А эта чудная строфа из "Евгения Онегина":
Стократ блажен, кто предан вере,
Кто, хладный ум угомонив,
Покоится в сердечной неге,
Как пьяный путник на ночлеге,
Или, нежней, как мотылек,
В весенний впившийся цветок;
Но жалок тот, кто все предвидит,
Чья не кружится голова,
Кто все движенья, все слова
В их переводе ненавидит,
Чье сердце опыт остудил
И увлекаться запретил!
(Глава четвертая, LI).
Разве здесь слова "истина", "опыт", "предвидение всего", т.е. в сущности завоевания ума в жизни отдельного человека -- не играют решительно той же роли, как и слово "наука" у Баратынского? Ибо что такое наука, как не опыт всего передового человечества? Только у Баратынского вопрос поставлен резче и шире.
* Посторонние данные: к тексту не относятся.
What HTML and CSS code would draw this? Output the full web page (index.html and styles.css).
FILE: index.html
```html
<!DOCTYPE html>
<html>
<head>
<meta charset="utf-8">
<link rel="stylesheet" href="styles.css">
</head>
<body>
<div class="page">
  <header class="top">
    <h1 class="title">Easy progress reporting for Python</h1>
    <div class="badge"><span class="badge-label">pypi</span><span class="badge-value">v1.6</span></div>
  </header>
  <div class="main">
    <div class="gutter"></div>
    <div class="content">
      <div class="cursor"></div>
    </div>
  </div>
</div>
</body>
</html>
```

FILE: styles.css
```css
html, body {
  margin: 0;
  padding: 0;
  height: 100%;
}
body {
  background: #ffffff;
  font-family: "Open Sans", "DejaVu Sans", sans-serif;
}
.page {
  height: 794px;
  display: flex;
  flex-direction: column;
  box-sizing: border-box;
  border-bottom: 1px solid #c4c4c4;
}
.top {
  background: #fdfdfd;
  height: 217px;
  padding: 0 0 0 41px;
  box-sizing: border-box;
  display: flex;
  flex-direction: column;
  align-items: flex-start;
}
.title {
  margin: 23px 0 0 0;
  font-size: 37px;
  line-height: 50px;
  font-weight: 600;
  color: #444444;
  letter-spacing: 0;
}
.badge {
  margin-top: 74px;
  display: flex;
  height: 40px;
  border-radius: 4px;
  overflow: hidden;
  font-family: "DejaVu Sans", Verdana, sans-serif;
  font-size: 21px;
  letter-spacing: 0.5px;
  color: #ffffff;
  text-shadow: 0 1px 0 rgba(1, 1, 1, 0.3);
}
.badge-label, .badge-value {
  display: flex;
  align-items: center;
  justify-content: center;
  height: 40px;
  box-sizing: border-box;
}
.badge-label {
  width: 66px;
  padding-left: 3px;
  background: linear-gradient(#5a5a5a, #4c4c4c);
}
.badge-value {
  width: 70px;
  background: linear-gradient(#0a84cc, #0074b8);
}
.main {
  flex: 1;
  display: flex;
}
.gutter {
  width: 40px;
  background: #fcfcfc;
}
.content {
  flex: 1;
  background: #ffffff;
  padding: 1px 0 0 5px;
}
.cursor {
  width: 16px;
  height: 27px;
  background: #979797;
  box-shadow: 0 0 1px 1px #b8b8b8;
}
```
Объясняется это натурою обоих поэтов. Пушкин -- темперамент подвижный, страстный, жизнелюбивый; он задевал такие скорбные вопросы только слегка, он слишком любил жизнь с ее блеском и культурой и находил всегда выход из страдания в своей здоровой гармонической организации. Баратынский же, как человек созерцательный и полный мучительных противоречий, ни в чем не находил исцеления от своей скорби. И не странно ли было со стороны Белинского распекать Баратынского за отсталость, когда наш поэт выражал только глубокий вопль о роковых противоречиях мироустройства, который не перестанет повторяться во все века. Достаточно вспомнить философию Руссо в прошлом столетии и направление поэзии Льва Толстого в самые последние дни нашего времени.